** BEGIN **
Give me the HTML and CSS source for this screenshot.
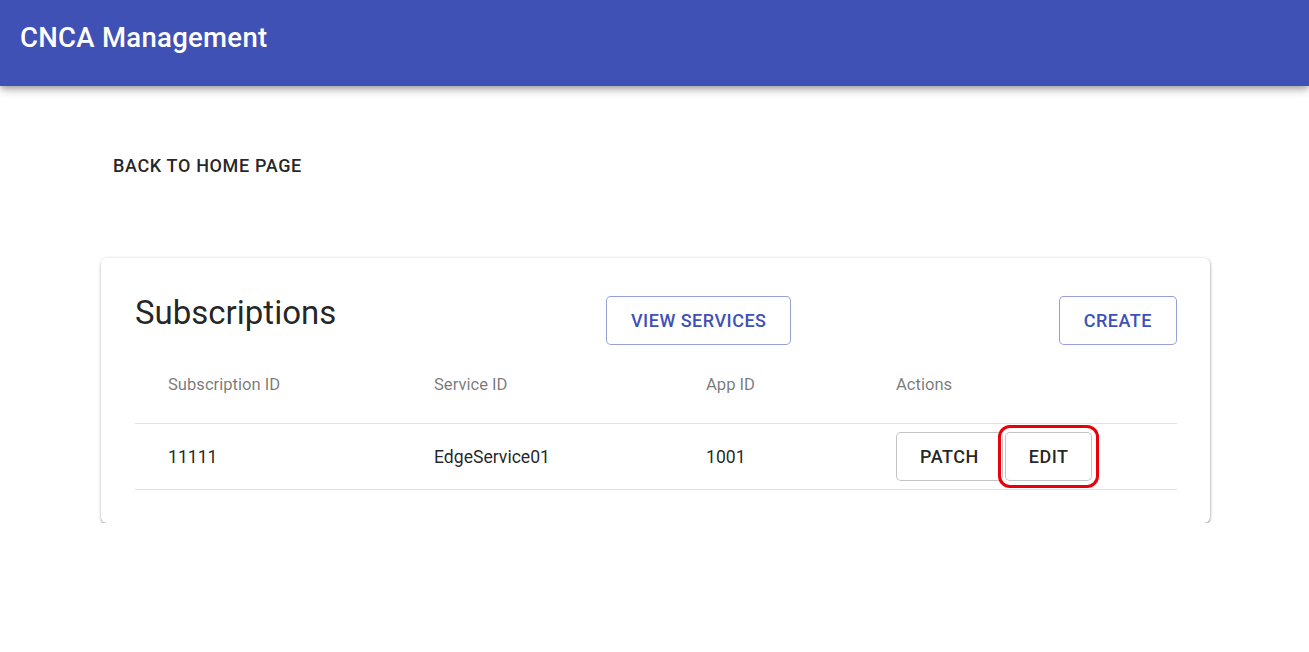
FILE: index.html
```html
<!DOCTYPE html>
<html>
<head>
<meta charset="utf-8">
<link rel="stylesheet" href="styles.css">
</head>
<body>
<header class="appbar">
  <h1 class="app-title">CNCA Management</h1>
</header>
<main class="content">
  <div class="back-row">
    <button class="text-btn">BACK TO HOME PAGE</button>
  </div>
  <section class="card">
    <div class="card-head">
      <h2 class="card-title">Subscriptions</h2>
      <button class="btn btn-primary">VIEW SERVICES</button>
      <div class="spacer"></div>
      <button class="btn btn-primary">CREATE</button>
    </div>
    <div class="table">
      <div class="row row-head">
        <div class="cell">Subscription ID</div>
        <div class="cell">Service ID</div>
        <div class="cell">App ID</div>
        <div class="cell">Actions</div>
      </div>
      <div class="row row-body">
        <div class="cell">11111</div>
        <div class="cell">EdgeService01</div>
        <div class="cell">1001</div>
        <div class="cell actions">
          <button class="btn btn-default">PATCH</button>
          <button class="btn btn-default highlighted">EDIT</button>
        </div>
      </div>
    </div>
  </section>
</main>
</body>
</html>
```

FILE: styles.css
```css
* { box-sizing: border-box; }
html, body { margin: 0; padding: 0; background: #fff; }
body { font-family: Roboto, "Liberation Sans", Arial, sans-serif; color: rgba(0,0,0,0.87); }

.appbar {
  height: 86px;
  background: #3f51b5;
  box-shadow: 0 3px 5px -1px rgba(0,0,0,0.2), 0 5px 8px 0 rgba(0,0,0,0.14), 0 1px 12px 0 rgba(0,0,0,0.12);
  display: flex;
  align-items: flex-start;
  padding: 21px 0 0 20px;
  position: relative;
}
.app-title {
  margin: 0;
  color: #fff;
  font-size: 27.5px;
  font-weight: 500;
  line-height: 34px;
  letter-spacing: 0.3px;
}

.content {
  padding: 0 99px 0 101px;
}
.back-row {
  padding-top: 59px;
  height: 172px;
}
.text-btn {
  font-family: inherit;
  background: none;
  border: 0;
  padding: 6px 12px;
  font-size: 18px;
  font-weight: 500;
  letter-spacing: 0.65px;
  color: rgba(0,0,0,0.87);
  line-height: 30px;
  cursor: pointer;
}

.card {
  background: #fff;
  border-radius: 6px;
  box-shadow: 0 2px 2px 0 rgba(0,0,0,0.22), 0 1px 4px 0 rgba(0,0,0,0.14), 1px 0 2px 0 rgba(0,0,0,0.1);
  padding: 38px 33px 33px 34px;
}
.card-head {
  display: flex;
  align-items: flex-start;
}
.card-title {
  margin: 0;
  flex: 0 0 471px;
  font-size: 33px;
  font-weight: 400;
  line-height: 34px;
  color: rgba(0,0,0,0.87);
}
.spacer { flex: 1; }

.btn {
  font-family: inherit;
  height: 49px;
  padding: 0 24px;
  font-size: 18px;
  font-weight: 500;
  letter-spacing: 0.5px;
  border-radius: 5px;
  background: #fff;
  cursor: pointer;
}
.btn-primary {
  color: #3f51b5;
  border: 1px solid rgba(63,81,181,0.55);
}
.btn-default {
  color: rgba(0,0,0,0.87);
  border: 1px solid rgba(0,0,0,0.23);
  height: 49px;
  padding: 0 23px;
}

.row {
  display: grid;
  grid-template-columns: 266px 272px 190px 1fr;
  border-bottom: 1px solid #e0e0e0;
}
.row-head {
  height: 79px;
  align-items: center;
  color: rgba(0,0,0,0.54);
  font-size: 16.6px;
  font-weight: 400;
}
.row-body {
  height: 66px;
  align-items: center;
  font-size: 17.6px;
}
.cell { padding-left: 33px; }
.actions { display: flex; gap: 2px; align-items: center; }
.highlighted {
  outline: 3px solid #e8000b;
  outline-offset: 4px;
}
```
** END **
## THE REQUEST
Write the lines above out again exactly, without any of their pictures.

## TASK ANSWER
Give me the HTML and CSS source for this screenshot.
FILE: index.html
```html
<!DOCTYPE html>
<html>
<head>
<meta charset="utf-8">
<link rel="stylesheet" href="styles.css">
</head>
<body>
<header class="appbar">
  <h1 class="app-title">CNCA Management</h1>
</header>
<main class="content">
  <div class="back-row">
    <button class="text-btn">BACK TO HOME PAGE</button>
  </div>
  <section class="card">
    <div class="card-head">
      <h2 class="card-title">Subscriptions</h2>
      <button class="btn btn-primary">VIEW SERVICES</button>
      <div class="spacer"></div>
      <button class="btn btn-primary">CREATE</button>
    </div>
    <div class="table">
      <div class="row row-head">
        <div class="cell">Subscription ID</div>
        <div class="cell">Service ID</div>
        <div class="cell">App ID</div>
        <div class="cell">Actions</div>
      </div>
      <div class="row row-body">
        <div class="cell">11111</div>
        <div class="cell">EdgeService01</div>
        <div class="cell">1001</div>
        <div class="cell actions">
          <button class="btn btn-default">PATCH</button>
          <button class="btn btn-default highlighted">EDIT</button>
        </div>
      </div>
    </div>
  </section>
</main>
</body>
</html>
```

FILE: styles.css
```css
* { box-sizing: border-box; }
html, body { margin: 0; padding: 0; background: #fff; }
body { font-family: Roboto, "Liberation Sans", Arial, sans-serif; color: rgba(0,0,0,0.87); }

.appbar {
  height: 86px;
  background: #3f51b5;
  box-shadow: 0 3px 5px -1px rgba(0,0,0,0.2), 0 5px 8px 0 rgba(0,0,0,0.14), 0 1px 12px 0 rgba(0,0,0,0.12);
  display: flex;
  align-items: flex-start;
  padding: 21px 0 0 20px;
  position: relative;
}
.app-title {
  margin: 0;
  color: #fff;
  font-size: 27.5px;
  font-weight: 500;
  line-height: 34px;
  letter-spacing: 0.3px;
}

.content {
  padding: 0 99px 0 101px;
}
.back-row {
  padding-top: 59px;
  height: 172px;
}
.text-btn {
  font-family: inherit;
  background: none;
  border: 0;
  padding: 6px 12px;
  font-size: 18px;
  font-weight: 500;
  letter-spacing: 0.65px;
  color: rgba(0,0,0,0.87);
  line-height: 30px;
  cursor: pointer;
}

.card {
  background: #fff;
  border-radius: 6px;
  box-shadow: 0 2px 2px 0 rgba(0,0,0,0.22), 0 1px 4px 0 rgba(0,0,0,0.14), 1px 0 2px 0 rgba(0,0,0,0.1);
  padding: 38px 33px 33px 34px;
}
.card-head {
  display: flex;
  align-items: flex-start;
}
.card-title {
  margin: 0;
  flex: 0 0 471px;
  font-size: 33px;
  font-weight: 400;
  line-height: 34px;
  color: rgba(0,0,0,0.87);
}
.spacer { flex: 1; }

.btn {
  font-family: inherit;
  height: 49px;
  padding: 0 24px;
  font-size: 18px;
  font-weight: 500;
  letter-spacing: 0.5px;
  border-radius: 5px;
  background: #fff;
  cursor: pointer;
}
.btn-primary {
  color: #3f51b5;
  border: 1px solid rgba(63,81,181,0.55);
}
.btn-default {
  color: rgba(0,0,0,0.87);
  border: 1px solid rgba(0,0,0,0.23);
  height: 49px;
  padding: 0 23px;
}

.row {
  display: grid;
  grid-template-columns: 266px 272px 190px 1fr;
  border-bottom: 1px solid #e0e0e0;
}
.row-head {
  height: 79px;
  align-items: center;
  color: rgba(0,0,0,0.54);
  font-size: 16.6px;
  font-weight: 400;
}
.row-body {
  height: 66px;
  align-items: center;
  font-size: 17.6px;
}
.cell { padding-left: 33px; }
.actions { display: flex; gap: 2px; align-items: center; }
.highlighted {
  outline: 3px solid #e8000b;
  outline-offset: 4px;
}
```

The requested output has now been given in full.